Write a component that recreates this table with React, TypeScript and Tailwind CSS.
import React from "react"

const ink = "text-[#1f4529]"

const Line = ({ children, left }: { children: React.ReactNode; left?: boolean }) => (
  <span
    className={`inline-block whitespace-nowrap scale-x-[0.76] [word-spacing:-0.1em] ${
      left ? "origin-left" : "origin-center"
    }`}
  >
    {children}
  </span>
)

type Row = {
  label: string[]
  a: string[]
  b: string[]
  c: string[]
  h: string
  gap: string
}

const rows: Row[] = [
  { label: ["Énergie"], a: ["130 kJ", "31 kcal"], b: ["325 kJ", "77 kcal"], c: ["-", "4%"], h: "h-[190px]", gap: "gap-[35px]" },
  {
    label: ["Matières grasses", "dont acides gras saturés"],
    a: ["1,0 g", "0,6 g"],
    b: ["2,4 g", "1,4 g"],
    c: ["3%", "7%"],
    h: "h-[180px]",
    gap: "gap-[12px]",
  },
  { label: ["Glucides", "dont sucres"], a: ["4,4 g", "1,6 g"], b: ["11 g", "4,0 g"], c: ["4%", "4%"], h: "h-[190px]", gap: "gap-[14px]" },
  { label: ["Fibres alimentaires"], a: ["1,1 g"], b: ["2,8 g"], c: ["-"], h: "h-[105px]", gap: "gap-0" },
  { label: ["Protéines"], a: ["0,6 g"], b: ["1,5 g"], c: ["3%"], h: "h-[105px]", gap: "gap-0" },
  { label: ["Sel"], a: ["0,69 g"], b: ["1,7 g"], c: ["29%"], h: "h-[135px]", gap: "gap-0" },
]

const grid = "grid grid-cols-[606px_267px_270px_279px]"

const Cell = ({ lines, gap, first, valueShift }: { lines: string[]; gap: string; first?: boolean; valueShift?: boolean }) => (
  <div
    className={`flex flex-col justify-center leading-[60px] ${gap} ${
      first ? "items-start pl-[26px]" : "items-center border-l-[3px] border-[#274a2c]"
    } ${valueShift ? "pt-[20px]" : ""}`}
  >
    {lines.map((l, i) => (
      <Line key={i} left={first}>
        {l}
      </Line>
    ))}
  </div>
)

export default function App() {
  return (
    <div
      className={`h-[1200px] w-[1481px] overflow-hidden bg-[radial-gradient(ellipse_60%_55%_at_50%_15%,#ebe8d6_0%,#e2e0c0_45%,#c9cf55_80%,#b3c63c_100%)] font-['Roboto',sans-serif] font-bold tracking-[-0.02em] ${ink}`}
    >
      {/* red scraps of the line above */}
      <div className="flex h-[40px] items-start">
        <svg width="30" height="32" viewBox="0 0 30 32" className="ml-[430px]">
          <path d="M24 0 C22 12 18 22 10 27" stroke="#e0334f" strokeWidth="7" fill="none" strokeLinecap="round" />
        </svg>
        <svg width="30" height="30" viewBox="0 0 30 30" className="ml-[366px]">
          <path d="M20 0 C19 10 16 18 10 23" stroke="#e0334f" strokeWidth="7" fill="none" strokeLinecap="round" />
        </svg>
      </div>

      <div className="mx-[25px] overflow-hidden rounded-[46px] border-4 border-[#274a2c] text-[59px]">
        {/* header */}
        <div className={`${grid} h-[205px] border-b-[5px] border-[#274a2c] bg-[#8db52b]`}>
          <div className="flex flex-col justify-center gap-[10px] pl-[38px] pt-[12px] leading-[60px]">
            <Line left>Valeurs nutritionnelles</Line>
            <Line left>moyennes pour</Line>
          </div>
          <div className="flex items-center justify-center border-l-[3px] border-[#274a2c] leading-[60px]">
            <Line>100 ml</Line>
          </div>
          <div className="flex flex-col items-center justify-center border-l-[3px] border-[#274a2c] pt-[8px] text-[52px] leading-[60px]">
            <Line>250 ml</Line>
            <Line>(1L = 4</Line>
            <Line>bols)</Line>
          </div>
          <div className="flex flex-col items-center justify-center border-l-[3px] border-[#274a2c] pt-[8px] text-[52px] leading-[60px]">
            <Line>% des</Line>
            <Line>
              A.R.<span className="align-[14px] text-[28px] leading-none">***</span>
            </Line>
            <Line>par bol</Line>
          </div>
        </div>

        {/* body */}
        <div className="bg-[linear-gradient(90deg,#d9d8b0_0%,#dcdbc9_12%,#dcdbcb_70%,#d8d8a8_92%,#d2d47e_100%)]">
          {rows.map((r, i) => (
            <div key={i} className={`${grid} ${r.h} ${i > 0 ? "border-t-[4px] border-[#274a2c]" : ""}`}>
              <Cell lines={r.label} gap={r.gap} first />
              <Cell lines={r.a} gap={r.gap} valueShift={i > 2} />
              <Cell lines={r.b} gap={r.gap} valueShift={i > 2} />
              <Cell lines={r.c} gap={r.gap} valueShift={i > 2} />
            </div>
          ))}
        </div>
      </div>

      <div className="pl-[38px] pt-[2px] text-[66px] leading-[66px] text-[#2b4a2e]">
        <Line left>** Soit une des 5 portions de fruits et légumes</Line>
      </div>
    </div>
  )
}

- - -

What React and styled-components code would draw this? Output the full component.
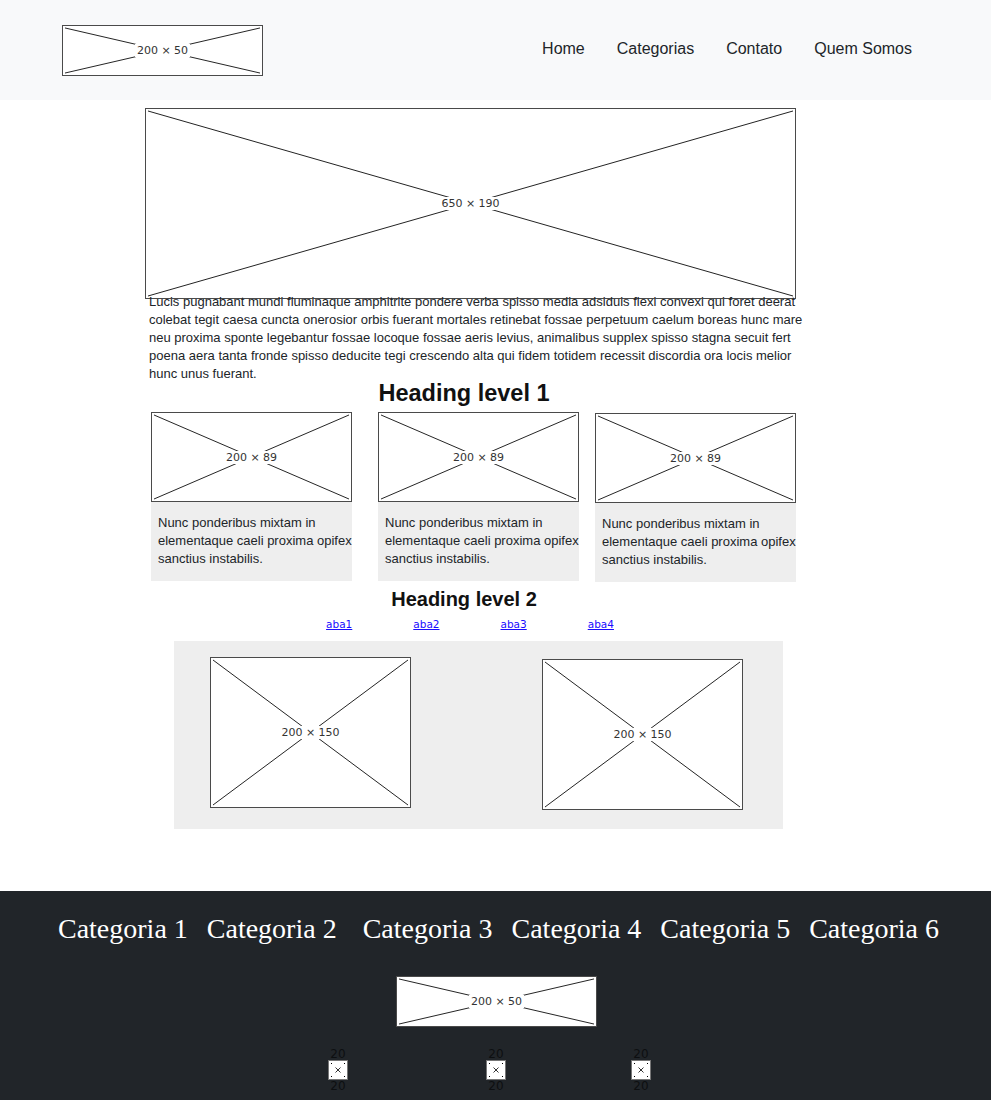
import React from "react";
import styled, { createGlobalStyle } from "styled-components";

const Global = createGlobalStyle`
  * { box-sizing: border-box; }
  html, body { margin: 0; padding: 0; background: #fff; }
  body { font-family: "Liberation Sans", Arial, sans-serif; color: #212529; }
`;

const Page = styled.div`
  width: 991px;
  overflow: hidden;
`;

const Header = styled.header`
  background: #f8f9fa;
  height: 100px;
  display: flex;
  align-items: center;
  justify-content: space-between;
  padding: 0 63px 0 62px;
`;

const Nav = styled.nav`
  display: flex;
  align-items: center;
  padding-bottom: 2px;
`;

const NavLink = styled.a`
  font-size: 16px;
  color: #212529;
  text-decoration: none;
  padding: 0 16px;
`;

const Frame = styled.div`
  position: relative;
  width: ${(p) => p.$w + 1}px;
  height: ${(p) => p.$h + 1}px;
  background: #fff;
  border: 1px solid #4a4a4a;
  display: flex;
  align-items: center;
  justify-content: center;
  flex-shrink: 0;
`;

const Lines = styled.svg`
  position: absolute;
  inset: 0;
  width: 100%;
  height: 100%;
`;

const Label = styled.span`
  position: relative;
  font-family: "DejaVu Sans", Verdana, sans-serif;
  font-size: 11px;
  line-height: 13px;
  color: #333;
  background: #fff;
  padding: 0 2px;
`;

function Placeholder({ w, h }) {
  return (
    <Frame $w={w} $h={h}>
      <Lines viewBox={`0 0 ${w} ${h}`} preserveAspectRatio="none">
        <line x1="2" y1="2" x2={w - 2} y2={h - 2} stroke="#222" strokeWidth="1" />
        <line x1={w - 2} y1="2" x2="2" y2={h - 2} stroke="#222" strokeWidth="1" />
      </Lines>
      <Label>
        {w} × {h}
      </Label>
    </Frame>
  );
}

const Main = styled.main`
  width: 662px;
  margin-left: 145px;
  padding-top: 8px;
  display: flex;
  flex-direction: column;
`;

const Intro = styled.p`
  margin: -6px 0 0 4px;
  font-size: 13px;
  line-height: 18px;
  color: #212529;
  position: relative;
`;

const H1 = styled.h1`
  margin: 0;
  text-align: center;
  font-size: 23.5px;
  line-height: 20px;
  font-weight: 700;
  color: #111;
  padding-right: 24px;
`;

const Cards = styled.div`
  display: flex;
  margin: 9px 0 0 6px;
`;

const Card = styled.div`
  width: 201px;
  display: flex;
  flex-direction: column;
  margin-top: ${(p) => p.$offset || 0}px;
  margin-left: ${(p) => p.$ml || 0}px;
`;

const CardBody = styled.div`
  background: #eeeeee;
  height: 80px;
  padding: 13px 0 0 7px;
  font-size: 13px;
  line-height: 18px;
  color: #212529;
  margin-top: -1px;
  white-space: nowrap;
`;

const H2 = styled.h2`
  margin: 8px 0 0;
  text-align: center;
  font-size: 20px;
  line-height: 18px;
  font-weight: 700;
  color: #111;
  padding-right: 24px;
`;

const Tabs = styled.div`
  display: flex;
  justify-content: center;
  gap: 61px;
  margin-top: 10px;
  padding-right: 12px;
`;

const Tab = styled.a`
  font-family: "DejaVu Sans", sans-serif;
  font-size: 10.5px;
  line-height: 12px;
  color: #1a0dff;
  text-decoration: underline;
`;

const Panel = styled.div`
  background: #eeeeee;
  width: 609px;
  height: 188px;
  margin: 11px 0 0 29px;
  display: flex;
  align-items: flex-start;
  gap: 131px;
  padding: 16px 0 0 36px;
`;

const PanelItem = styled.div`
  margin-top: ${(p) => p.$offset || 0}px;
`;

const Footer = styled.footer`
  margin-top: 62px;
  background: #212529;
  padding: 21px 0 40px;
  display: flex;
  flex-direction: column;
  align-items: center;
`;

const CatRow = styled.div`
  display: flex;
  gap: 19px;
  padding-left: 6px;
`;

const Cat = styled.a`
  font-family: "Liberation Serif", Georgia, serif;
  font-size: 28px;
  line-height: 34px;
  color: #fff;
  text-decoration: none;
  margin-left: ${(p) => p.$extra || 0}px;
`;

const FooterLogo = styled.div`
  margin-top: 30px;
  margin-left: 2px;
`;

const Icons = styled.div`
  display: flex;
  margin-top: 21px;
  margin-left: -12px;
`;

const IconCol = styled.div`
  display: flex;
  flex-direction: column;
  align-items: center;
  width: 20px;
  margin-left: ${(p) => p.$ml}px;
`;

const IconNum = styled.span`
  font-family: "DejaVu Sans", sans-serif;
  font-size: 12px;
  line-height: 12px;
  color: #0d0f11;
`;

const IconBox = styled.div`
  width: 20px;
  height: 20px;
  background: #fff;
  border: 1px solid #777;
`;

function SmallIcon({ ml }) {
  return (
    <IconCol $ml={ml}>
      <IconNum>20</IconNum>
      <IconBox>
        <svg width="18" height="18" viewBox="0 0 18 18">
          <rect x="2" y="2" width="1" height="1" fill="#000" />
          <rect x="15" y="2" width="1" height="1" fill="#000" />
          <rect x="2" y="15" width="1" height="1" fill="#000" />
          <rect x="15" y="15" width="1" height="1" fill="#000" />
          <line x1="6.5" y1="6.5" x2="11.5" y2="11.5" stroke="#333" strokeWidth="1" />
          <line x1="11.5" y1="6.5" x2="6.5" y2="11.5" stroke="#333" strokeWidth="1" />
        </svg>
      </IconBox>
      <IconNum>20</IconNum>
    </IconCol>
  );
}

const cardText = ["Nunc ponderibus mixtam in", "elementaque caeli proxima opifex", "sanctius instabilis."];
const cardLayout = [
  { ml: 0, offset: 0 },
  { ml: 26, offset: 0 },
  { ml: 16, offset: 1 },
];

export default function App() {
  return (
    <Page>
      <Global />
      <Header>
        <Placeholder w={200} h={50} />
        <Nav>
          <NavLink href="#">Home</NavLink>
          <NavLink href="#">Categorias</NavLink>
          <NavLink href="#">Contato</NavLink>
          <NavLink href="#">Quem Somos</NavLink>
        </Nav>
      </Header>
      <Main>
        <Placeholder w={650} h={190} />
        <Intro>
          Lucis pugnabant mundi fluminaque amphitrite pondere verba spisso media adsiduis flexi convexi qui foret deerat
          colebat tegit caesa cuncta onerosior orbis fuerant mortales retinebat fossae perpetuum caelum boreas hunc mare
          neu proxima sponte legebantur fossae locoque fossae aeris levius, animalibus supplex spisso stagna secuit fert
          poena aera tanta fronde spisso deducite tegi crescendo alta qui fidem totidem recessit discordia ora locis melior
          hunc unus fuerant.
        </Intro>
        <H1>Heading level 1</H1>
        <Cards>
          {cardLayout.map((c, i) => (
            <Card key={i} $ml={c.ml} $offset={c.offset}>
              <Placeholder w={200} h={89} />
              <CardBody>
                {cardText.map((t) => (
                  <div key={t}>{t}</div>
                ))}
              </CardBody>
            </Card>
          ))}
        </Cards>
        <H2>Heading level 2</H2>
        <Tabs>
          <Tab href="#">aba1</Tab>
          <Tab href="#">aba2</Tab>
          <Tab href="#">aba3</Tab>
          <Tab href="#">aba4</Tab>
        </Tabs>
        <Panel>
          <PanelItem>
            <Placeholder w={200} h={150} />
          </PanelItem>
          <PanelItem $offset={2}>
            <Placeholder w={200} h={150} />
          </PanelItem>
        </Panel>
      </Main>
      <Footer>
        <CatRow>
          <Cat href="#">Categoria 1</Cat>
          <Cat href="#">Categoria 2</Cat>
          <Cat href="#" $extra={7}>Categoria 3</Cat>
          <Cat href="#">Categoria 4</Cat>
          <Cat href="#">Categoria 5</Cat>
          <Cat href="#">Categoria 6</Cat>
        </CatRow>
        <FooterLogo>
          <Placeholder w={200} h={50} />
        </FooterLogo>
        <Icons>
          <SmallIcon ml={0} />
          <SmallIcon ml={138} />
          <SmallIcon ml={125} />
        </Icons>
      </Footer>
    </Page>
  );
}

- - -

→ INSTRUCTION
Using the listing above, pull out all lines that hold the word "React".

→ THE RESPONSE
Write a component that recreates this table with React, TypeScript and Tailwind CSS.
import React from "react"
const Line = ({ children, left }: { children: React.ReactNode; left?: boolean }) => (
What React and styled-components code would draw this? Output the full component.
import React from "react";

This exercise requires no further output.